Available records:
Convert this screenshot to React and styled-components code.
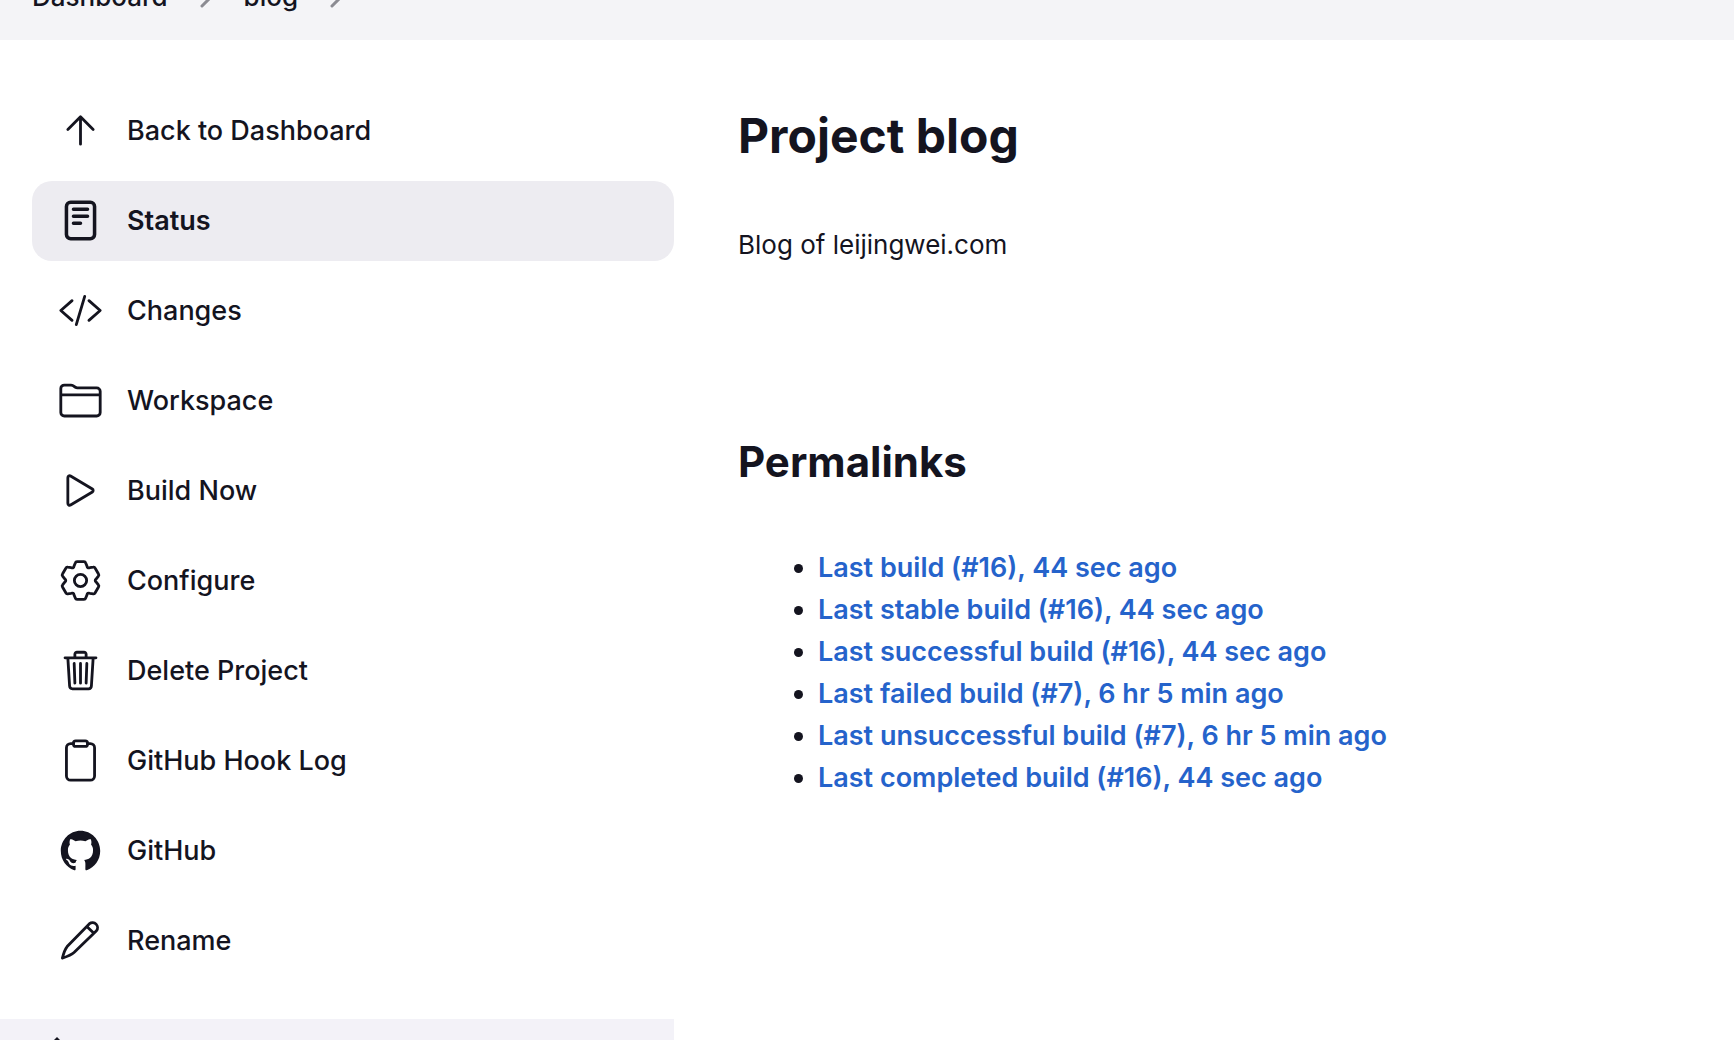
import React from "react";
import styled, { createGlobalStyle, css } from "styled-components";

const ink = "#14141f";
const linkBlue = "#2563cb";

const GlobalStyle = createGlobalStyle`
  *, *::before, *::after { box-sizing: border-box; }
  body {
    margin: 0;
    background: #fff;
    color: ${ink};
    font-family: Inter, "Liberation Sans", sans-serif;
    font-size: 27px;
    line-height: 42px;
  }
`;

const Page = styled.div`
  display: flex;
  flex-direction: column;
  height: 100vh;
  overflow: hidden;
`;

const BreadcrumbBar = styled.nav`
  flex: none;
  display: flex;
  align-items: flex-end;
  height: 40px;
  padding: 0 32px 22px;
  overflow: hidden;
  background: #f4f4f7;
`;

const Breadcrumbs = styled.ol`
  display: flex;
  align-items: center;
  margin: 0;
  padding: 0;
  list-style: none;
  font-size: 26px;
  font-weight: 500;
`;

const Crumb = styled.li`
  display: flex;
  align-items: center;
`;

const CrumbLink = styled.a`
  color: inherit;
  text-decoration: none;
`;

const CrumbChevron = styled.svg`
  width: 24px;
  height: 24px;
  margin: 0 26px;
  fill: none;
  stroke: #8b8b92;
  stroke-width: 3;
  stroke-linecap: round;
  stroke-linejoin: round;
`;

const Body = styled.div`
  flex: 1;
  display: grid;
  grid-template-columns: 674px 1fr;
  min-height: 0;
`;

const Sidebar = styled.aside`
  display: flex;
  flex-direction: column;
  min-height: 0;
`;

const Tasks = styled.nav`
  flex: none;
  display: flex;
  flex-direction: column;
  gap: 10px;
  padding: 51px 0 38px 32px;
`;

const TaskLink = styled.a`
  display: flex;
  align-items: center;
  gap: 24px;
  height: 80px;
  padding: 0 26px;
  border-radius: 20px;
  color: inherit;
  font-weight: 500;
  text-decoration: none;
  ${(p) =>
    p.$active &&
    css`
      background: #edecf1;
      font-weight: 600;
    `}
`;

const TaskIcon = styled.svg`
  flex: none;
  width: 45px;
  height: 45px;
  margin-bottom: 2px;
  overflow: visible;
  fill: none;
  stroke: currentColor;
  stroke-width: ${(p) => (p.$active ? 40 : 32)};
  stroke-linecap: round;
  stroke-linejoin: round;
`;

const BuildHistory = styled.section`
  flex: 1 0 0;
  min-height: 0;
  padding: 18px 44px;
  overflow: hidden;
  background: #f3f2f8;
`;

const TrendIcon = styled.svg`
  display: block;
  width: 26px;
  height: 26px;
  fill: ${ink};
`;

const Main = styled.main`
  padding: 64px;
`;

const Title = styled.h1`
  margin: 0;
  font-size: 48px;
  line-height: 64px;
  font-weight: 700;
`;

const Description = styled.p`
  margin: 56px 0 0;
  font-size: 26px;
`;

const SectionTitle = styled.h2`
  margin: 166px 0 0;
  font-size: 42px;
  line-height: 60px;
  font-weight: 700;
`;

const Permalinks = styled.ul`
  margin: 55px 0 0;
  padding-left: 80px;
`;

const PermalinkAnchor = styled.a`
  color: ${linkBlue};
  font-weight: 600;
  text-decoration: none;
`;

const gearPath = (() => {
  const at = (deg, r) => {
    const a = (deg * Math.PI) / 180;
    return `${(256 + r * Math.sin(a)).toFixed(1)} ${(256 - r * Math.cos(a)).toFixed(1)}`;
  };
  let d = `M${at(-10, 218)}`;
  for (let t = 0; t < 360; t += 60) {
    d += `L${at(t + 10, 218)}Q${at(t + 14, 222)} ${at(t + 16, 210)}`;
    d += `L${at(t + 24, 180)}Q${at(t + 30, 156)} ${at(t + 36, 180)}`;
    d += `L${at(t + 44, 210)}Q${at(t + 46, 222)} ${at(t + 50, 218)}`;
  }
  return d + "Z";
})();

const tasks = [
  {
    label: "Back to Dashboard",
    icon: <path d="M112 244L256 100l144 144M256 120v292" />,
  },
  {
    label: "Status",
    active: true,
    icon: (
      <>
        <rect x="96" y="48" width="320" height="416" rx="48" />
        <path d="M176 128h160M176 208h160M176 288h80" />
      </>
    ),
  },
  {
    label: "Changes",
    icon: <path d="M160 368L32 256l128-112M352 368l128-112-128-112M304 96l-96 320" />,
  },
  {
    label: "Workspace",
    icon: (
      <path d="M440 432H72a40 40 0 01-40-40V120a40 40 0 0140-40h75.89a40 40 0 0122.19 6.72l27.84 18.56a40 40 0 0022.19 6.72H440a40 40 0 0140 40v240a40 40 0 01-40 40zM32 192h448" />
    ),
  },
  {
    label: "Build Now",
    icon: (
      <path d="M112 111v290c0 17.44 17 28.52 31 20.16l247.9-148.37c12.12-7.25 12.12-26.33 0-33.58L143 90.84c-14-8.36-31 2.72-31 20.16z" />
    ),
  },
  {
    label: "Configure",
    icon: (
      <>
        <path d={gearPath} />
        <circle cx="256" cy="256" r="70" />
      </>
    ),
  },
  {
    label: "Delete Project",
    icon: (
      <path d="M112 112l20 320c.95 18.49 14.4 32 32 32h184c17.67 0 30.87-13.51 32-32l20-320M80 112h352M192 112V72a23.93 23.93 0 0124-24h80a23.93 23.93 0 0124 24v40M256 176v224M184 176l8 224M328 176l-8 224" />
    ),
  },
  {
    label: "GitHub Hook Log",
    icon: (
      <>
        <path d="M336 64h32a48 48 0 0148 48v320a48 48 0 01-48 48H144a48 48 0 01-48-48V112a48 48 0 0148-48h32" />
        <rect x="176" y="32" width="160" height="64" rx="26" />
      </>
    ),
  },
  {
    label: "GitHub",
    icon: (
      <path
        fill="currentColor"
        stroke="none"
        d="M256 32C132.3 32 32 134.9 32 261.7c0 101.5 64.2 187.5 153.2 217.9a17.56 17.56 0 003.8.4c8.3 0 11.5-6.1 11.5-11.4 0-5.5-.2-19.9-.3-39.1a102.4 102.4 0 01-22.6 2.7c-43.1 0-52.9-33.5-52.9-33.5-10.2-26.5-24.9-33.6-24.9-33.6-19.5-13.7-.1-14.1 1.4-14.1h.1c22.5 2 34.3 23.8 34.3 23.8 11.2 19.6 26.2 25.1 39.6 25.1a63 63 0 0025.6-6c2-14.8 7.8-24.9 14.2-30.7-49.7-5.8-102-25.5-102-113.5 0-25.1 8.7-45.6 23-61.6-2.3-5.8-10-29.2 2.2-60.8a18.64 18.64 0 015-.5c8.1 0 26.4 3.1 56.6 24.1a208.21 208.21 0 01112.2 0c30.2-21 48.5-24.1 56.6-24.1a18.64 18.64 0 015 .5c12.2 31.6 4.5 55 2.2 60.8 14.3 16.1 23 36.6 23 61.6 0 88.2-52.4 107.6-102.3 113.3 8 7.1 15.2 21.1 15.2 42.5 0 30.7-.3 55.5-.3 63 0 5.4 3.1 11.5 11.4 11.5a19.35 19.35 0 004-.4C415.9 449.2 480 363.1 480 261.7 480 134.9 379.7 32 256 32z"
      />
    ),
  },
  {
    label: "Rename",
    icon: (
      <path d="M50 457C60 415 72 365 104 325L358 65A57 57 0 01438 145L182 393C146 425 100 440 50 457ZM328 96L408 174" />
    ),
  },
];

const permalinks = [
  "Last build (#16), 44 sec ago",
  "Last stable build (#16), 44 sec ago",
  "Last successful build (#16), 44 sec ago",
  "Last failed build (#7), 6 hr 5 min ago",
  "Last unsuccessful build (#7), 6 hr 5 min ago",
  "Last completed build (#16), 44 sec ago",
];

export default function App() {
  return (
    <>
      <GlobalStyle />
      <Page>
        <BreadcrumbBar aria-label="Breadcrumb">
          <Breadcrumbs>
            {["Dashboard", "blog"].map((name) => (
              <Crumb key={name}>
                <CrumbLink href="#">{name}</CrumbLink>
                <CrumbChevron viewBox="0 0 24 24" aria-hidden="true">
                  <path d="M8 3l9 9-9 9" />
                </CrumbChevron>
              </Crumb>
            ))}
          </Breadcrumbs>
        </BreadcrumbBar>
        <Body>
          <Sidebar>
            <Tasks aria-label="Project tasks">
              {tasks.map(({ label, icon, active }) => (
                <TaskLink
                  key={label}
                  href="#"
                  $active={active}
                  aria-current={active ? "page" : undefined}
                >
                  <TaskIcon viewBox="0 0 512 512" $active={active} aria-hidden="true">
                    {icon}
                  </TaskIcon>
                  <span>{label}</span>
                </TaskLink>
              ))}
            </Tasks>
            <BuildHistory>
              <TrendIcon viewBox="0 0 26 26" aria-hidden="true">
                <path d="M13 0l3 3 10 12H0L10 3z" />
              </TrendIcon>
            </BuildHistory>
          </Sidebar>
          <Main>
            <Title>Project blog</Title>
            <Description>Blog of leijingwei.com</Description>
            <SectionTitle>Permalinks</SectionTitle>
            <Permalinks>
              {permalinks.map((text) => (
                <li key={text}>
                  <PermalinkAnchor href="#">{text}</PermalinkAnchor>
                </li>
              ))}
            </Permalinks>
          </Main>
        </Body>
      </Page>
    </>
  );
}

--

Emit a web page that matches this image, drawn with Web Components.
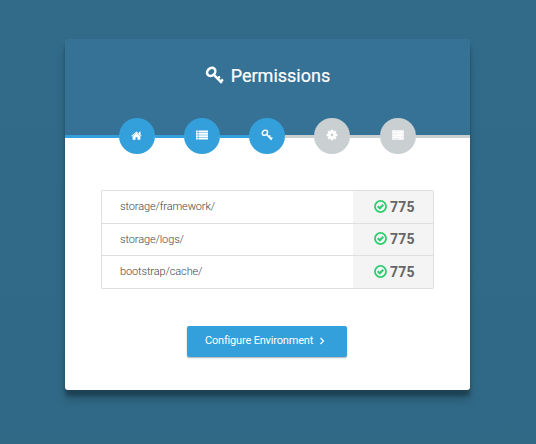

What you will do:
Report the number of lines above containing the word "React", with no other text.

Full output:
2